By now, dear readers, I think I’ve made it abundantly clear that I am gay. I’ve overcome the bullying and embraced the stereotypes associated with it. I like who I am and that’s more than most people can say. I’ve learned over the years to quit lashing out at people who do not agree with my life. Instead, I’ve learned to calmly state my opinion, and if they still don’t agree, that’s their business. You can’t please everyone all of the time, I know this. But that is not the only “abnormality” I suffer from. I am prematurely balding. I am left handed. I have bad teeth. I’m not circumcised. I’m not Christian (though I was raised as such). I’m a loner. I am hard of hearing. I do not have a driver’s license, by choice. I’m a recovering drug addict. I have social anxiety. The list could go on and on.
The only one of my so called “issues” that has ever bothered me is being left handed. Being a leftie in a right handed world does take some getting used to. I also have only about 90% use of my right hand due to a broken arm and nerve damage when I was nine, so I can’t really just “learn to use the proper hand” as I’ve been told before. I have, however, learned to adapt to using my left hand in odd positions. Cooking is an issue when your husband (a rightie) comes in to help.

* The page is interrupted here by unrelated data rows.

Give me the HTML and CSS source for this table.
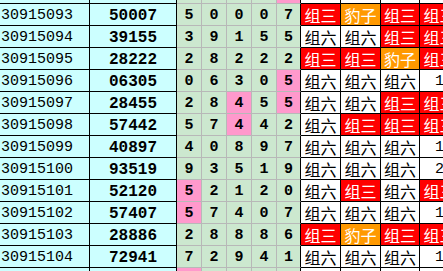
FILE: index.html
```html
<!DOCTYPE html>
<html lang="zh">
<head>
<meta charset="utf-8">
<link rel="stylesheet" href="styles.css">
</head>
<body>
<div class="sheet">
  <div class="row">
    <div class="c id"></div><div class="c sum"></div>
    <div class="c d"></div><div class="c d"></div><div class="c d"></div><div class="c d"></div><div class="c d d5 hit"></div>
    <div class="c g"></div><div class="c g"></div><div class="c g g3w"></div><div class="c g"></div>
  </div>
  <div class="row">
    <div class="c id">30915093</div><div class="c sum">50007</div>
    <div class="c d">5</div><div class="c d">0</div><div class="c d">0</div><div class="c d">0</div><div class="c d d5">7</div>
    <div class="c g red">组三</div><div class="c g orange">豹子</div><div class="c g g3w red">组三</div><div class="c g red">组三</div>
  </div>
  <div class="row">
    <div class="c id">30915094</div><div class="c sum">39155</div>
    <div class="c d">3</div><div class="c d">9</div><div class="c d">1</div><div class="c d">5</div><div class="c d d5">5</div>
    <div class="c g">组六</div><div class="c g">组六</div><div class="c g g3w red">组三</div><div class="c g red">组三</div>
  </div>
  <div class="row">
    <div class="c id">30915095</div><div class="c sum">28222</div>
    <div class="c d">2</div><div class="c d">8</div><div class="c d">2</div><div class="c d">2</div><div class="c d d5">2</div>
    <div class="c g red">组三</div><div class="c g red">组三</div><div class="c g g3w orange">豹子</div><div class="c g red">组三</div>
  </div>
  <div class="row">
    <div class="c id">30915096</div><div class="c sum">06305</div>
    <div class="c d">0</div><div class="c d">6</div><div class="c d">3</div><div class="c d">0</div><div class="c d d5 hit">5</div>
    <div class="c g">组六</div><div class="c g">组六</div><div class="c g g3w">组六</div><div class="c g num">1</div>
  </div>
  <div class="row">
    <div class="c id">30915097</div><div class="c sum">28455</div>
    <div class="c d">2</div><div class="c d">8</div><div class="c d hit">4</div><div class="c d">5</div><div class="c d d5 hit">5</div>
    <div class="c g">组六</div><div class="c g">组六</div><div class="c g g3w red">组三</div><div class="c g red">组三</div>
  </div>
  <div class="row">
    <div class="c id">30915098</div><div class="c sum">57442</div>
    <div class="c d">5</div><div class="c d">7</div><div class="c d hit">4</div><div class="c d">4</div><div class="c d d5">2</div>
    <div class="c g">组六</div><div class="c g red">组三</div><div class="c g g3w red">组三</div><div class="c g red">组三</div>
  </div>
  <div class="row">
    <div class="c id">30915099</div><div class="c sum">40897</div>
    <div class="c d">4</div><div class="c d">0</div><div class="c d">8</div><div class="c d">9</div><div class="c d d5">7</div>
    <div class="c g">组六</div><div class="c g">组六</div><div class="c g g3w">组六</div><div class="c g num">1</div>
  </div>
  <div class="row">
    <div class="c id">30915100</div><div class="c sum">93519</div>
    <div class="c d">9</div><div class="c d">3</div><div class="c d">5</div><div class="c d">1</div><div class="c d d5">9</div>
    <div class="c g">组六</div><div class="c g">组六</div><div class="c g g3w">组六</div><div class="c g num">2</div>
  </div>
  <div class="row">
    <div class="c id">30915101</div><div class="c sum">52120</div>
    <div class="c d hit">5</div><div class="c d">2</div><div class="c d">1</div><div class="c d">2</div><div class="c d d5">0</div>
    <div class="c g">组六</div><div class="c g red">组三</div><div class="c g g3w">组六</div><div class="c g red">组三</div>
  </div>
  <div class="row">
    <div class="c id">30915102</div><div class="c sum">57407</div>
    <div class="c d hit">5</div><div class="c d">7</div><div class="c d">4</div><div class="c d">0</div><div class="c d d5">7</div>
    <div class="c g">组六</div><div class="c g">组六</div><div class="c g g3w">组六</div><div class="c g num">1</div>
  </div>
  <div class="row">
    <div class="c id">30915103</div><div class="c sum">28886</div>
    <div class="c d">2</div><div class="c d">8</div><div class="c d">8</div><div class="c d">8</div><div class="c d d5">6</div>
    <div class="c g red">组三</div><div class="c g orange">豹子</div><div class="c g g3w red">组三</div><div class="c g red">组三</div>
  </div>
  <div class="row">
    <div class="c id">30915104</div><div class="c sum">72941</div>
    <div class="c d">7</div><div class="c d">2</div><div class="c d">9</div><div class="c d">4</div><div class="c d d5">1</div>
    <div class="c g">组六</div><div class="c g">组六</div><div class="c g g3w">组六</div><div class="c g num">1</div>
  </div>
  <div class="row">
    <div class="c id"></div><div class="c sum"></div>
    <div class="c d hit"></div><div class="c d"></div><div class="c d"></div><div class="c d"></div><div class="c d d5"></div>
    <div class="c g"></div><div class="c g"></div><div class="c g g3w"></div><div class="c g"></div>
  </div>
</div>
</body>
</html>
```

FILE: styles.css
```css
html, body {
  margin: 0;
  padding: 0;
  background: #ffffff;
  overflow: hidden;
}

.sheet {
  margin-top: -18px;
  display: flex;
  flex-direction: column;
  width: 460px;
}

.row {
  display: flex;
  height: 22px;
}

.c {
  box-sizing: border-box;
  height: 22px;
  flex: 0 0 auto;
  display: flex;
  align-items: center;
  justify-content: center;
  border-right: 1px solid #000;
  border-bottom: 1px solid #000;
  padding-top: 2px;
  line-height: 1;
  white-space: nowrap;
  overflow: hidden;
  color: #000;
}

.id {
  width: 90px;
  background: #ccffff;
  justify-content: flex-start;
  padding-left: 1px;
  font-family: "Liberation Mono", monospace;
  font-size: 15px;
}

.sum {
  width: 87px;
  background: #ccffff;
  font-family: "Liberation Mono", monospace;
  font-weight: bold;
  font-size: 16px;
}

.d {
  width: 25px;
  background: #cce8cf;
  border-right-color: #b8b8b8;
  border-bottom-color: #b8b8b8;
  font-family: "Liberation Mono", monospace;
  font-weight: bold;
  font-size: 15px;
}

.d5 {
  width: 24px;
  border-right-color: #000;
}

.hit {
  background: #ff99cc;
}

.g {
  width: 40px;
  background: #ffffff;
  font-family: "Noto Sans CJK SC", sans-serif;
  font-size: 16px;
  padding-top: 0;
}

.g3w {
  width: 39px;
}

.red {
  background: #ff0000;
  color: #ffffff;
}

.orange {
  background: #ff9900;
  color: #ffffff;
}

.num {
  font-family: "Liberation Mono", monospace;
  font-size: 15px;
  padding-top: 2px;
}
```
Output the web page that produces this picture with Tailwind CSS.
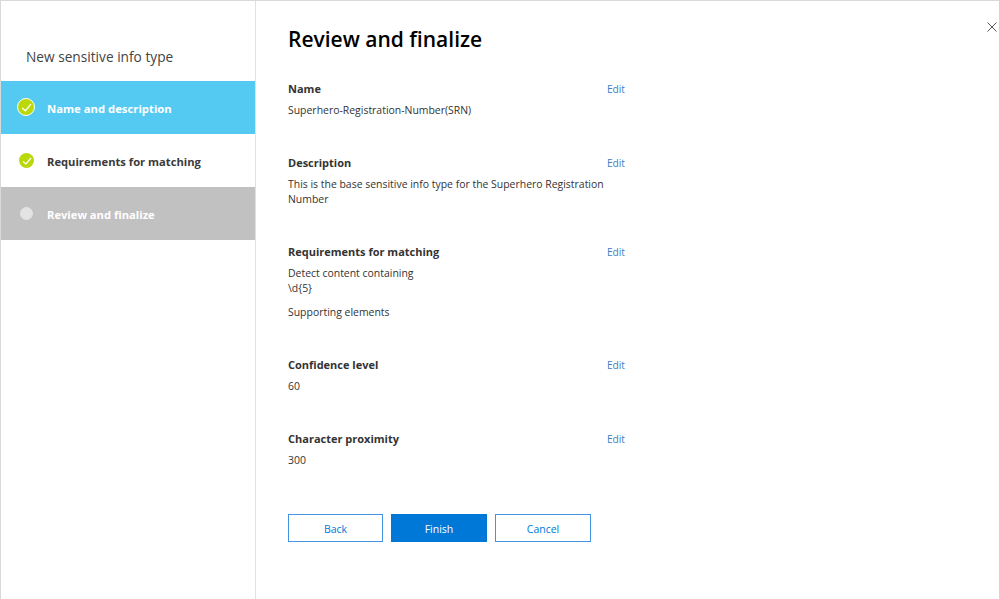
<!DOCTYPE html>
<html lang="en">
<head>
  <meta charset="UTF-8">
  <title>New sensitive info type</title>
  <script src="https://cdn.jsdelivr.net/npm/@tailwindcss/browser@4"></script>
</head>
<body class="bg-white overflow-hidden font-['Open_Sans',sans-serif]">
  <div class="relative flex h-[599px] w-[999px] border-t border-l border-[#d9d9d9] text-[#333]">
    <!-- left nav -->
    <aside class="w-[255px] shrink-0 border-r border-[#e1e1e1]">
      <h2 class="pl-[25px] pt-[46px] h-[80px] text-[13.7px] leading-[20px] text-[#444]">New sensitive info type</h2>
      <div class="flex h-[53px] items-center bg-[#54caf3] text-white">
        <span class="ml-[16px] mb-[1px] flex h-[18px] w-[18px] items-center justify-center rounded-full border border-white bg-[#bad80a]">
          <svg class="w-[11px] h-[11px]" viewBox="0 0 10 10" fill="none" stroke="white" stroke-width="1.2"><path d="M1 5.5 L4 8 L9 2"/></svg>
        </span>
        <span class="ml-[12px] pt-[3px] text-[11.3px] font-bold">Name and description</span>
      </div>
      <div class="flex h-[53px] items-center">
        <span class="ml-[18px] flex h-[15px] w-[15px] items-center justify-center rounded-full bg-[#bad80a]">
          <svg class="w-[10px] h-[10px]" viewBox="0 0 10 10" fill="none" stroke="white" stroke-width="1.2"><path d="M1 5.5 L4 8 L9 2"/></svg>
        </span>
        <span class="ml-[13px] pt-[4px] text-[11.2px] font-bold text-[#3b3a39]">Requirements for matching</span>
      </div>
      <div class="flex h-[53px] items-center bg-[#c1c1c1] text-white">
        <span class="ml-[19px] h-[13px] w-[13px] rounded-full bg-[#e3e3e3]"></span>
        <span class="ml-[14px] pt-[4px] text-[11.2px] font-bold">Review and finalize</span>
      </div>
    </aside>

    <!-- main panel -->
    <main class="w-[369px] pl-[32px] text-[10.45px] leading-[15px]">
      <h1 class="mt-[22px] h-[33px] text-[21px] leading-[33px] font-semibold text-black">Review and finalize</h1>

      <section class="mt-[26px] h-[74px]">
        <div class="flex justify-between h-[15px]"><h3 class="text-[11px] leading-[13px] font-bold">Name</h3><a class="text-[10.2px] text-[#3a7fc4]">Edit</a></div>
        <p class="mt-[6px]">Superhero-Registration-Number(SRN)</p>
      </section>
      <section class="h-[89px]">
        <div class="flex justify-between h-[15px]"><h3 class="text-[11px] leading-[13px] font-bold">Description</h3><a class="text-[10.2px] text-[#3a7fc4]">Edit</a></div>
        <p class="mt-[6px] w-[320px]">This is the base sensitive info type for the Superhero Registration Number</p>
      </section>
      <section class="h-[113px]">
        <div class="flex justify-between h-[15px]"><h3 class="text-[11px] leading-[13px] font-bold">Requirements for matching</h3><a class="text-[10.2px] text-[#3a7fc4]">Edit</a></div>
        <p class="mt-[6px]">Detect content containing</p>
        <p>\d{5}</p>
        <p class="mt-[9px]">Supporting elements</p>
      </section>
      <section class="h-[74px]">
        <div class="flex justify-between h-[15px]"><h3 class="text-[11px] leading-[13px] font-bold">Confidence level</h3><a class="text-[10.2px] text-[#3a7fc4]">Edit</a></div>
        <p class="mt-[6px]">60</p>
      </section>
      <section class="h-[82px]">
        <div class="flex justify-between h-[15px]"><h3 class="text-[11px] leading-[13px] font-bold">Character proximity</h3><a class="text-[10.2px] text-[#3a7fc4]">Edit</a></div>
        <p class="mt-[6px]">300</p>
      </section>

      <div class="flex gap-[8px] text-[10.5px]">
        <button class="h-[28px] w-[95px] pt-[2px] border border-[#3f96de] text-[#0078d7]">Back</button>
        <button class="h-[28px] w-[96px] pt-[2px] border border-[#0078d7] bg-[#0078d7] text-white">Finish</button>
        <button class="h-[28px] w-[96px] pt-[2px] border border-[#3f96de] text-[#0078d7]">Cancel</button>
      </div>
    </main>

    <!-- close -->
    <svg class="absolute right-[2px] top-[21px] w-[10px] h-[10px]" viewBox="0 0 10 10" fill="none" stroke="#555" stroke-width="1"><path d="M0.5 0.5 L9.5 9.5 M9.5 0.5 L0.5 9.5"/></svg>
  </div>
</body>
</html>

I have all the handles turned to the right so I can use my left with whatever spoon or utensils I am using. He comes in and switches everything the other way. It’s a constant struggle, but a trivial matter in the grand scheme of life. There are left handed tools you can buy, but being married to a right hander, why have two of everything? I’ve spent my life adapting, why should I stop just because I’m an adult? Also, people at buffets hate me moving all the serving spoons, but deal with it.
But my point here is that I have embraced these things about myself, learned to love them, and realized that they are a part of MY life, and no one else’s. It doesn’t matter what other people think of you. Every person needs to find their own happy. Realize what makes you unique, and love it. Own it. No one else can live your life for you, don’t worry about what other people think.